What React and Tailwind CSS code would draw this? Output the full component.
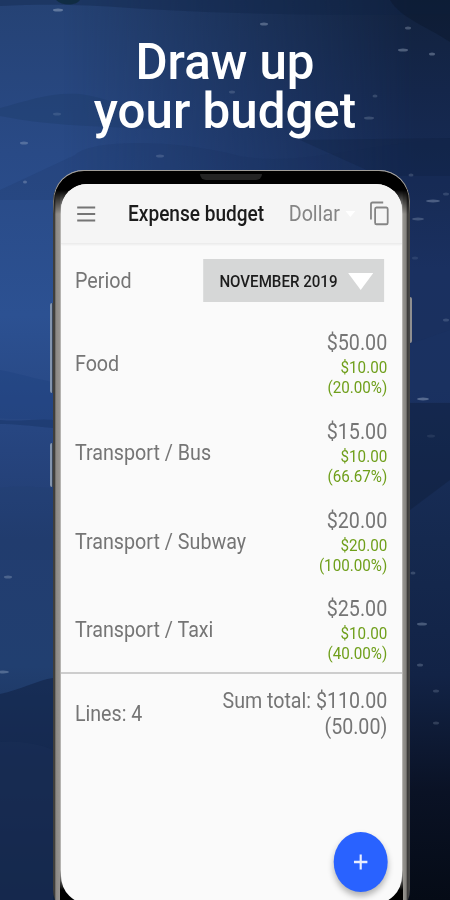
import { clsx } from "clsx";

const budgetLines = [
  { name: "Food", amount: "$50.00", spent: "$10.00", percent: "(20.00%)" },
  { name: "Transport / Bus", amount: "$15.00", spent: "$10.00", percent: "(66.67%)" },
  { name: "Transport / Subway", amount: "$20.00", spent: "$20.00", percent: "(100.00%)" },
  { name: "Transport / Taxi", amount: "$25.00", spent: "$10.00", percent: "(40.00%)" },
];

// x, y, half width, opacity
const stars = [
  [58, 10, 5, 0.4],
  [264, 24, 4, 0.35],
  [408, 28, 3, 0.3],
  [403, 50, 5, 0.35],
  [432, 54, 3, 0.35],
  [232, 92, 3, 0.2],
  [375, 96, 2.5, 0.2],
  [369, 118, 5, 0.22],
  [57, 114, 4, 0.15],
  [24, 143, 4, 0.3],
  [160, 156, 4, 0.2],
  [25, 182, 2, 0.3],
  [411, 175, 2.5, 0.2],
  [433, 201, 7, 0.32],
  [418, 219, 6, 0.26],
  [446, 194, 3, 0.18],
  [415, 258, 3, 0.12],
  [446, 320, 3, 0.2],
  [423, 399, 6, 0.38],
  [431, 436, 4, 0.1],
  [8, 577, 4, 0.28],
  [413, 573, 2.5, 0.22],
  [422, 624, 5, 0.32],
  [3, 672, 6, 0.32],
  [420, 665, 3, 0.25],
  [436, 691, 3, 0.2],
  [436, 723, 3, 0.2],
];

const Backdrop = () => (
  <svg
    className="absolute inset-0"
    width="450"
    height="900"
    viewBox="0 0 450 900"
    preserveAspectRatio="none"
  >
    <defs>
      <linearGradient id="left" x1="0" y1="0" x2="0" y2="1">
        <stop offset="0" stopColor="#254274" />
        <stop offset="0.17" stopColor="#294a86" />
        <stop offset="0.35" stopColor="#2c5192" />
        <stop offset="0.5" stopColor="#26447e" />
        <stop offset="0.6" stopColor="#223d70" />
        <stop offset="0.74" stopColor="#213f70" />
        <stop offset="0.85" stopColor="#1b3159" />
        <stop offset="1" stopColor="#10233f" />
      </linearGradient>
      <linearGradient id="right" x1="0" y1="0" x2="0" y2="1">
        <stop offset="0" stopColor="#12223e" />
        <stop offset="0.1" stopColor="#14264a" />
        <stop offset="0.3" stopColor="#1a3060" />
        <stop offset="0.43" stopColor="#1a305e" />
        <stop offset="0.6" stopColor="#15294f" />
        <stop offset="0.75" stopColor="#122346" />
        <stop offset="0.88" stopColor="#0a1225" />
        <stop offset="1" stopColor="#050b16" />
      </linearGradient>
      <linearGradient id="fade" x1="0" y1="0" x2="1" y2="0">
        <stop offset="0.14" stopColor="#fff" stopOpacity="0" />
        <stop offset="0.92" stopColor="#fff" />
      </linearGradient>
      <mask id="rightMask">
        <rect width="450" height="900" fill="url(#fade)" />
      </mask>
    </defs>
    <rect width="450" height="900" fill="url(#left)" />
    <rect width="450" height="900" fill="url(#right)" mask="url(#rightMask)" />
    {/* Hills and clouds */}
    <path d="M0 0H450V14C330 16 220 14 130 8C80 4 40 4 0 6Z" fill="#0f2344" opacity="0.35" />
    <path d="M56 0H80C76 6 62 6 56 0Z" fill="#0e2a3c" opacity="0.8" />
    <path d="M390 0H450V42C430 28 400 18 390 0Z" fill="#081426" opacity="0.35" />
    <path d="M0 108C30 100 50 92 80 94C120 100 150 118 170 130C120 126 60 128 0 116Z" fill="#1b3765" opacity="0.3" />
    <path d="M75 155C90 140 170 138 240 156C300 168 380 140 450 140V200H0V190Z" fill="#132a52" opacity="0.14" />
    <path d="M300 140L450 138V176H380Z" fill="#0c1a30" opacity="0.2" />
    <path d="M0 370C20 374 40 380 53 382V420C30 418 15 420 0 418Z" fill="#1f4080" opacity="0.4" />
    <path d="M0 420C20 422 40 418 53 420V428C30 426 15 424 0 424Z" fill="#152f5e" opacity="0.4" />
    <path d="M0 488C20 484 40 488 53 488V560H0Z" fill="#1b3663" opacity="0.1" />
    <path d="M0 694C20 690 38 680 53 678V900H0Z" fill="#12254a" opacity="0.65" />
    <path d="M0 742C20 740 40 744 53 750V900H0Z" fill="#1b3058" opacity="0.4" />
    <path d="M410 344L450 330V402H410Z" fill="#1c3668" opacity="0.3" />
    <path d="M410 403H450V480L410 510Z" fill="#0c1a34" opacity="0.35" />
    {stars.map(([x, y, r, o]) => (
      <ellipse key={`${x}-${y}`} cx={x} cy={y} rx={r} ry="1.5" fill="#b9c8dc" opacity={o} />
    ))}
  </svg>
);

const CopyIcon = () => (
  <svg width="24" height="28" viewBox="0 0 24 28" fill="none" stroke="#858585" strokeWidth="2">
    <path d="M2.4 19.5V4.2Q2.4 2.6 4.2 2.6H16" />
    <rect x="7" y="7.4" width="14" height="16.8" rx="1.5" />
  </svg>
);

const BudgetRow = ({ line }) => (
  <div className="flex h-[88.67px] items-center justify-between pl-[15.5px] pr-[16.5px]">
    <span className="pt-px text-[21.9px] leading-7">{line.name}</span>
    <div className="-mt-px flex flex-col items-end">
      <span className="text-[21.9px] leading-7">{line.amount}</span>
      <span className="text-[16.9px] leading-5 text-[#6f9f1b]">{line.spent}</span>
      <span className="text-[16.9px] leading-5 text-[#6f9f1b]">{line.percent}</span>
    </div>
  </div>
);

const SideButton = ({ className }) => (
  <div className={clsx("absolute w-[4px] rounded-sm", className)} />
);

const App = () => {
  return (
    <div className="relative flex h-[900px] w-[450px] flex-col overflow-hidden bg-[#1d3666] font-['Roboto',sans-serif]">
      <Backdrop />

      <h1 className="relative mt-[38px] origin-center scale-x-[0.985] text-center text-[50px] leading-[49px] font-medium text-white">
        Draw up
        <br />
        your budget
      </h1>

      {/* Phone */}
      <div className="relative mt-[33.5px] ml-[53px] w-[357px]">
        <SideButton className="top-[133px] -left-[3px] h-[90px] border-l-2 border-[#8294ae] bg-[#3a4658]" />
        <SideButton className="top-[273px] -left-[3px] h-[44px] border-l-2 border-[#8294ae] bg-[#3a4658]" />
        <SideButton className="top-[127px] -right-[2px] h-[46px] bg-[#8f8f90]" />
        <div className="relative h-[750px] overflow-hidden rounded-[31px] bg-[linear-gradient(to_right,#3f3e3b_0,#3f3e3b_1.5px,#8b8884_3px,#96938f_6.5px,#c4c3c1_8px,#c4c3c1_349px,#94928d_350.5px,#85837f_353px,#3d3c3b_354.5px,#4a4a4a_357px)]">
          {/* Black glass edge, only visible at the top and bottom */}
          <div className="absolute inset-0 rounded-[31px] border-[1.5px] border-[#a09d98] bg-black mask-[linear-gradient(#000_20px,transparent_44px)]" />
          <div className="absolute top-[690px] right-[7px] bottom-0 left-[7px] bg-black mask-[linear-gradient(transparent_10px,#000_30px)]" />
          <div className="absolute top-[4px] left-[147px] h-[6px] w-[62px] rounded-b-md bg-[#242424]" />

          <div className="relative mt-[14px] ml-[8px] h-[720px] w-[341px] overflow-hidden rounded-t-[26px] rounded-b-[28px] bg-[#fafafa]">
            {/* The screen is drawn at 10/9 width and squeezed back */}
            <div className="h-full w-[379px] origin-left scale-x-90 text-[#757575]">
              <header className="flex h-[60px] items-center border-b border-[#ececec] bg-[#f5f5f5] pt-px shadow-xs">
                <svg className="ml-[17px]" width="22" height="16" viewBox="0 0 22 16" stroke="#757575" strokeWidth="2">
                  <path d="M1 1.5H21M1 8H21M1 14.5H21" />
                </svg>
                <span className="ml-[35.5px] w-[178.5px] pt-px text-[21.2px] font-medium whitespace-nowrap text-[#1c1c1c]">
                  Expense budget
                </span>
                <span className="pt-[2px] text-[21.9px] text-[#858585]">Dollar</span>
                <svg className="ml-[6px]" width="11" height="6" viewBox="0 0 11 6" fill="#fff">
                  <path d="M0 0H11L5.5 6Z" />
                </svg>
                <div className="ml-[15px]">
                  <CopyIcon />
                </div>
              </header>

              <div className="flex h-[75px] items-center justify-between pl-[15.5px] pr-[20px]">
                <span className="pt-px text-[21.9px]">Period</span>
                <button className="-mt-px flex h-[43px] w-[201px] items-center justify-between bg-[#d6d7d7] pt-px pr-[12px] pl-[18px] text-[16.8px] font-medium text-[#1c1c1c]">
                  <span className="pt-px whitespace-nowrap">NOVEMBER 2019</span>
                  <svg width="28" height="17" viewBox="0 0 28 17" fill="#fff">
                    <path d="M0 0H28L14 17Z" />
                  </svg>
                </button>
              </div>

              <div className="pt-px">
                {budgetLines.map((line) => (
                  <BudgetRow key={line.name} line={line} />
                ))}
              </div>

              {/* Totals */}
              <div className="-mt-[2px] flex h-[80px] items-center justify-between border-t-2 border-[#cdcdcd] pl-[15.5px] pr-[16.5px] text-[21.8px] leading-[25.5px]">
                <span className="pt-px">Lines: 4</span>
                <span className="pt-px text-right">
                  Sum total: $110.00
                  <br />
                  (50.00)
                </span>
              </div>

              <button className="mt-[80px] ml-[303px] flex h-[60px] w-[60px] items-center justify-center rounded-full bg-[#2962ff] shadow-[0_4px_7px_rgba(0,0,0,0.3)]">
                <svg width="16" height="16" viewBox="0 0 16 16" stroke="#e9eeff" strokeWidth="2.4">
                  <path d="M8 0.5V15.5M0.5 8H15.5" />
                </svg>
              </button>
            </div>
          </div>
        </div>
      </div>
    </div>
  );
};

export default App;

—————

Scan the listing above and copy all lines containing the word "full".

• _SOLUTION_:
What React and Tailwind CSS code would draw this? Output the full component.
            <div className="h-full w-[379px] origin-left scale-x-90 text-[#757575]">
              <button className="mt-[80px] ml-[303px] flex h-[60px] w-[60px] items-center justify-center rounded-full bg-[#2962ff] shadow-[0_4px_7px_rgba(0,0,0,0.3)]">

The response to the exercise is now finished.